Wii U - The Potential

Recommended Videos

Something Amyss

Aswyng and Amyss
Dec 3, 2008
24,759
0
0
I bought the Wii and DS on potential. One let me down and the other took several years to be a worthwhile investment.

I agree there's potential, but it's meaningless.
 

Veldt Falsetto

New member
Dec 26, 2009
1,458
0
0
Kleingeier said:
Capitano Segnaposto said:
Rayman Legends
Pikmin 3
Bayonetta 2
New Super Mario Bros U (I just love the artstyle, a cross between Yoshi's Isle and Super Mario World).
Those of us who aren't 11 are unimpressed.
Bayonetta is for ten year olds? Yeah ok
 

Yopaz

Sarcastic overlord
Jun 3, 2009
6,092
0
0
I see potential in the Wii U too, but I don't think it will be for everyone. I like motion controls because it reminds me of using a mouse, it's not quite as good, but for things like aiming it's better than a gamepad. I like using the touch screen on the DS, but that isn't for everyone either. I like not having numbers and maps that may obscure some details on the screen, but I hate going into a menu to check on it.

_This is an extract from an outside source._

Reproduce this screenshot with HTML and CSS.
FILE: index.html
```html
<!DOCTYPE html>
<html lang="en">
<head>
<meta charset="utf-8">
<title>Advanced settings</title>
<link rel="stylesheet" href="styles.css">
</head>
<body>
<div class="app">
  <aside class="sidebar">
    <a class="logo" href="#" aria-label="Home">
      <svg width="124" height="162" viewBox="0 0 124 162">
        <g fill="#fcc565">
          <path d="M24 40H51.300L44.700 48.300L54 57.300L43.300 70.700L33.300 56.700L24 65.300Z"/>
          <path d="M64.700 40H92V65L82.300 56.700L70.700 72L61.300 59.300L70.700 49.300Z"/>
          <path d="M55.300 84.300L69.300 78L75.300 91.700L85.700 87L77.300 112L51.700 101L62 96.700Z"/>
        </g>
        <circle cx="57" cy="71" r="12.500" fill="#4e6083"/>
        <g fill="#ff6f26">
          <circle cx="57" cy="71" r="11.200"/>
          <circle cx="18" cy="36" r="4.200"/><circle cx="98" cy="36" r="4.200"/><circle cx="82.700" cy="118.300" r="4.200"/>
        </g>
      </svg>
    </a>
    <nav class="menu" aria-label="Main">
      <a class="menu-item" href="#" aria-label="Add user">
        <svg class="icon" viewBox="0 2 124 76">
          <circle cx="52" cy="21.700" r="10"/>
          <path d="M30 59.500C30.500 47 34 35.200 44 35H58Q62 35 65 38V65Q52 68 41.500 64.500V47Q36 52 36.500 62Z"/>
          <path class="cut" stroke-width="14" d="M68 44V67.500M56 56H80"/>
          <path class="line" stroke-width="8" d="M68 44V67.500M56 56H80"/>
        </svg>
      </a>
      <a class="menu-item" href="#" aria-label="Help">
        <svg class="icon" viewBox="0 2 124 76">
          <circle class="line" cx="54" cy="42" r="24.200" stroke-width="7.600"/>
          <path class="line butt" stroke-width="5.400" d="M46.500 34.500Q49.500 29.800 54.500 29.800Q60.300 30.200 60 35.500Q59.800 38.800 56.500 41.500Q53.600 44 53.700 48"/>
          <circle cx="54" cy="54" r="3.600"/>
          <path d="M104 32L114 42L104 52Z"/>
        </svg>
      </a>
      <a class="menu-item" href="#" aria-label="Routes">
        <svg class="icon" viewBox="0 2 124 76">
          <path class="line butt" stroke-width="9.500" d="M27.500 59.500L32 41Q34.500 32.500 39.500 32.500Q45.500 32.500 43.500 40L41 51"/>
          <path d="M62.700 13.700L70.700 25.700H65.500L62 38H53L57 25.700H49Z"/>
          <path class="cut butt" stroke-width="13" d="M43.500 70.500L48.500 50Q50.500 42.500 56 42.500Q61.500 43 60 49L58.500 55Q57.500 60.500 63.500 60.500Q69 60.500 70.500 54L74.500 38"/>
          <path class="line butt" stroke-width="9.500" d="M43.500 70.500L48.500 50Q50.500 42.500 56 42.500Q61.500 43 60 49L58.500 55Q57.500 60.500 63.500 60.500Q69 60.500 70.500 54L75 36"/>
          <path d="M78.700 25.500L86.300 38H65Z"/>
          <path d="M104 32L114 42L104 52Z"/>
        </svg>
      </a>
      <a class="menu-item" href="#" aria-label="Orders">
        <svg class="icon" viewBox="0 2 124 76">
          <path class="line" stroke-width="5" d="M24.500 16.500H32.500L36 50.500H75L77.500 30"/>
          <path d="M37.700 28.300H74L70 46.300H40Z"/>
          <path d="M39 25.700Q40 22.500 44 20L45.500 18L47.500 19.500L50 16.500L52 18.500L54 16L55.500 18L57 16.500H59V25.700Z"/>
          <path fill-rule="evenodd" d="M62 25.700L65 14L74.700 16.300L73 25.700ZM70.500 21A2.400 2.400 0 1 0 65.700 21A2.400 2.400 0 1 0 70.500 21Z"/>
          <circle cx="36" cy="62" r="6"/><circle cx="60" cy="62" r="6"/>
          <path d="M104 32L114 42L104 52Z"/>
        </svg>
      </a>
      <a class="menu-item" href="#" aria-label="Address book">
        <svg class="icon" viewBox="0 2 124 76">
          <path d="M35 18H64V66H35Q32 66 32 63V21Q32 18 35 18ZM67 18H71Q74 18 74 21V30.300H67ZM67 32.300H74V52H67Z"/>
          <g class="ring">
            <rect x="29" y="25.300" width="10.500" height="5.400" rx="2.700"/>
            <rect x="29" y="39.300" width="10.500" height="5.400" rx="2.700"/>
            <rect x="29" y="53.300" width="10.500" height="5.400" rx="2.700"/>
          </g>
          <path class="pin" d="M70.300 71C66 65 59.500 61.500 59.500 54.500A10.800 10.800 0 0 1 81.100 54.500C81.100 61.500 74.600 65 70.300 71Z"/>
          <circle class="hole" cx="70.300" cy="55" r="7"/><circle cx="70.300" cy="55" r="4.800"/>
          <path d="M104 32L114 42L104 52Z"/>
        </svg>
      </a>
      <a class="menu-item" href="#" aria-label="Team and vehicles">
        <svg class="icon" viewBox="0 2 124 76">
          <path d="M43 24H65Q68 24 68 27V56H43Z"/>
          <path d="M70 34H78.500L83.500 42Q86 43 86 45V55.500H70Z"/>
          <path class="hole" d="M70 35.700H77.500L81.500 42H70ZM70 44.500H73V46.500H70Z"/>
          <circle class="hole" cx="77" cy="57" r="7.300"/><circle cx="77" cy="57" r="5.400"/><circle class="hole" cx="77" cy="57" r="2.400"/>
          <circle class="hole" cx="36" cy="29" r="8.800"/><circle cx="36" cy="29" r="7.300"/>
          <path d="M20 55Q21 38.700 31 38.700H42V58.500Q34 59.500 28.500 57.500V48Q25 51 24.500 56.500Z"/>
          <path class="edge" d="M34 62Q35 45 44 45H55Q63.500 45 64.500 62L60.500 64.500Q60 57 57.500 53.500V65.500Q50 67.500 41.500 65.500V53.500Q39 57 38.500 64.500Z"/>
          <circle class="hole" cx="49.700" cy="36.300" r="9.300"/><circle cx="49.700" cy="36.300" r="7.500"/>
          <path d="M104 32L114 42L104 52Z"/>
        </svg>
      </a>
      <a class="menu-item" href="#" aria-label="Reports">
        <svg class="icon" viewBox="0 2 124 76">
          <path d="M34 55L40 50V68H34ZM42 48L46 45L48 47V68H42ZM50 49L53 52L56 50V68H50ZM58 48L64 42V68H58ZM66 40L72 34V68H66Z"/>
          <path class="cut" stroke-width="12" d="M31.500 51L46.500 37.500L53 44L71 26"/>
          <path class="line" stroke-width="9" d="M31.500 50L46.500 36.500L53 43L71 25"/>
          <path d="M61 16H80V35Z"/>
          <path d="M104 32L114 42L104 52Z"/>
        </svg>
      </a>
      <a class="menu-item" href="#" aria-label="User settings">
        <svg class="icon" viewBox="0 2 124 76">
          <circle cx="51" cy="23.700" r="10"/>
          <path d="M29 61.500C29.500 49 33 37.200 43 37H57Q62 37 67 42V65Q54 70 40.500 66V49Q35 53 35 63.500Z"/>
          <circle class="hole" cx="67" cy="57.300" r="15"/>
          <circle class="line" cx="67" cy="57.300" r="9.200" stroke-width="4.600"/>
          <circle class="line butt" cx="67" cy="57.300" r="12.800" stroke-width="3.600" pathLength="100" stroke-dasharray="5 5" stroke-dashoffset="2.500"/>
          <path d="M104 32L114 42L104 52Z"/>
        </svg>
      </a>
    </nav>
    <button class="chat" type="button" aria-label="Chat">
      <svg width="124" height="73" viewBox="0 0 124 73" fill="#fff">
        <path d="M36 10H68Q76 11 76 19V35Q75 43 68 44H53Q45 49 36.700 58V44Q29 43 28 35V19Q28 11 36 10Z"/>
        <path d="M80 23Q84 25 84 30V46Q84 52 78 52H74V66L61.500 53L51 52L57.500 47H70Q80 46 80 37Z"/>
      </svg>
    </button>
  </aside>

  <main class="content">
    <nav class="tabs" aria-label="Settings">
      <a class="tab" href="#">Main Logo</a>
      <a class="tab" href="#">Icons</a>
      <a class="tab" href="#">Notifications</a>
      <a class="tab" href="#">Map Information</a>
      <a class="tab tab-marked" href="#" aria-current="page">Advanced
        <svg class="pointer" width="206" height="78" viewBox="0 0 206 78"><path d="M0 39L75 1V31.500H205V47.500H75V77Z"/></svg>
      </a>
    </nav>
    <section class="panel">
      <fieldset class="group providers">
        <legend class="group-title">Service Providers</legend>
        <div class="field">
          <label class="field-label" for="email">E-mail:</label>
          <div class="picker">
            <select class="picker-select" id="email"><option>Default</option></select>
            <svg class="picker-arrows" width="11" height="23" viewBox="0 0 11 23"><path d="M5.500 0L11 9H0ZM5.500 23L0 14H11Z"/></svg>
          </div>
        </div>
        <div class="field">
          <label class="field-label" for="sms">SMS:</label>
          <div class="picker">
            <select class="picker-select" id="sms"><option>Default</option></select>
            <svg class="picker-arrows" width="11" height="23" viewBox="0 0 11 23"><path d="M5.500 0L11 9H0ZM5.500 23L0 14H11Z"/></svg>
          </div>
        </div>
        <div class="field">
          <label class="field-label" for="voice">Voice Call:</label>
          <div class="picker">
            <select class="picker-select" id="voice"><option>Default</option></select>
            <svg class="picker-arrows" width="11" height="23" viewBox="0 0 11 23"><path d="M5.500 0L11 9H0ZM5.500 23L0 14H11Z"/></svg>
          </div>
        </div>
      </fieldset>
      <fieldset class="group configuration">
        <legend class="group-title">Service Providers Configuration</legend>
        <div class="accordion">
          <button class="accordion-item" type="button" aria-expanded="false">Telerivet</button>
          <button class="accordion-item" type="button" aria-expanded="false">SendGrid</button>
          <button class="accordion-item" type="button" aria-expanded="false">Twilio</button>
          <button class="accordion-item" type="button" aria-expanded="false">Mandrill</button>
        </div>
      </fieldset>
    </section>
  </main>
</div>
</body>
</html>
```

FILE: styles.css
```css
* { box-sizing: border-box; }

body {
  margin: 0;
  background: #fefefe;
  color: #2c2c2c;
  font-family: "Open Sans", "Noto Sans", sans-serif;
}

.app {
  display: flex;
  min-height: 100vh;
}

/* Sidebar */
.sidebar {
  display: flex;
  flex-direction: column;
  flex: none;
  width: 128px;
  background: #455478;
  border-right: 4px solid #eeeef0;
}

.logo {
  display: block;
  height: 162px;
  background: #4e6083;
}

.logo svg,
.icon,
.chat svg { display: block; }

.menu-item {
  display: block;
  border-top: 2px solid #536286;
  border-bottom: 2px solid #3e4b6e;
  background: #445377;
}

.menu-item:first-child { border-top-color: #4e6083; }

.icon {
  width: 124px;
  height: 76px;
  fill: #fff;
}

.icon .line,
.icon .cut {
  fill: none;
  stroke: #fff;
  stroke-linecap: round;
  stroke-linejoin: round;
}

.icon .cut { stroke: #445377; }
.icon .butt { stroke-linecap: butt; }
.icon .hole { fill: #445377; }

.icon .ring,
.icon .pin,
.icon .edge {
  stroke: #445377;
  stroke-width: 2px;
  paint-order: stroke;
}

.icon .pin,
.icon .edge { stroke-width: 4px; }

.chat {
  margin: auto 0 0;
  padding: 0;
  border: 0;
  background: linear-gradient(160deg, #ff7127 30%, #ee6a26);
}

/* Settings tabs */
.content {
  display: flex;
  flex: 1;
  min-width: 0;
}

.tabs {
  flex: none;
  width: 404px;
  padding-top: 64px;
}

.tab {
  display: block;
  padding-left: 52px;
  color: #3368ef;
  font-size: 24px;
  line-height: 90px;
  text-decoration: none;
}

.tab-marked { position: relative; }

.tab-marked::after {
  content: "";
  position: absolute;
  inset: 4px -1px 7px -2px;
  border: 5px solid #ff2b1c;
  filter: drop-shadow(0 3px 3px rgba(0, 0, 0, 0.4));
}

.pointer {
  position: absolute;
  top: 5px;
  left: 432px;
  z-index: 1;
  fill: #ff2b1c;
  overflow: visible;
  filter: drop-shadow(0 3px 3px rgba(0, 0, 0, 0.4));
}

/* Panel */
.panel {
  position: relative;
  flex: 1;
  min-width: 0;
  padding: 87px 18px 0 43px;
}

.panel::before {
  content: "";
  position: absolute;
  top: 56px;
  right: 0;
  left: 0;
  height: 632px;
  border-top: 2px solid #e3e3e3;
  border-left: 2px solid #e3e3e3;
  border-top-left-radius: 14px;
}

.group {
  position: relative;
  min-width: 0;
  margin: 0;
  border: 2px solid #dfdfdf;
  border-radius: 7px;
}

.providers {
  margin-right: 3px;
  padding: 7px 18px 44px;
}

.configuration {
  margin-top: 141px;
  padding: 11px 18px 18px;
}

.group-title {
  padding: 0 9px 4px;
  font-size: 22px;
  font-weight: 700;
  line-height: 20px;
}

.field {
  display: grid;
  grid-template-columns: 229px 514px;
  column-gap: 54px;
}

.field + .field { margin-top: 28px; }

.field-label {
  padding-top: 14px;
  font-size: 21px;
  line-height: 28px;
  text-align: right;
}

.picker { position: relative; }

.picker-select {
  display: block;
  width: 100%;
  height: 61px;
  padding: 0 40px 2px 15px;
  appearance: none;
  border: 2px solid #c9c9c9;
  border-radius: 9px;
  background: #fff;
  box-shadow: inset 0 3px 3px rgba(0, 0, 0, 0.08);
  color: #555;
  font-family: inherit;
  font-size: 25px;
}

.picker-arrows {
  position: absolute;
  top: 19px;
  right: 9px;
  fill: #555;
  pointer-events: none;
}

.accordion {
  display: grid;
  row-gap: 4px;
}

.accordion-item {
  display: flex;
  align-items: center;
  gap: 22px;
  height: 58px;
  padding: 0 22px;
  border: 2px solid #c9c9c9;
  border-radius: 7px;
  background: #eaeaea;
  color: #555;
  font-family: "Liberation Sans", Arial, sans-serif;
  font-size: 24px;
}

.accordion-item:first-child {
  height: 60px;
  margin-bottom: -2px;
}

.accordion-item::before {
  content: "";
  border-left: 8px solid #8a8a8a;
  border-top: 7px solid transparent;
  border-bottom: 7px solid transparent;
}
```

I also see great potential for a Tales game as stated in the OP. However I still don't think it's world changing. It's a neat peripheral which I think I might like and I know others will hate. Just give me some decent games and I am satisfied.
 

Atmos Duality

New member
Mar 3, 2010
8,473
0
0
Tippy said:
The "pointing at the screen to aim" thing fell flat on it's face IMO. If you point it too far in any direction (as humans tend to do) then the Wii-mote would go off the screen and the game would start having spasms and somehow it turned out to be even less accurate than aiming with analog sticks, let alone mouse accuracy. Even for navigating menus it was painful for someone who's been used to zipping around menus using a regular controller.
I found the Wii controls (I call them "pointers") more innately accurate than any analog stick, but less accurate than a mouse. Makes sense, since the pointer is between the two in terms of physical operation.

No, the only strength of all the Wii-mote flailing were games which made it a core part of the gameplay and expressly required the player to hold a straight object at specific angles (yes, a SWORD) as demonstrated in Red Steel 2. I can't really think of any other game which genuinely proved how the Wii-mote could be benefitial over a traditional controller.
I'm not sold on that.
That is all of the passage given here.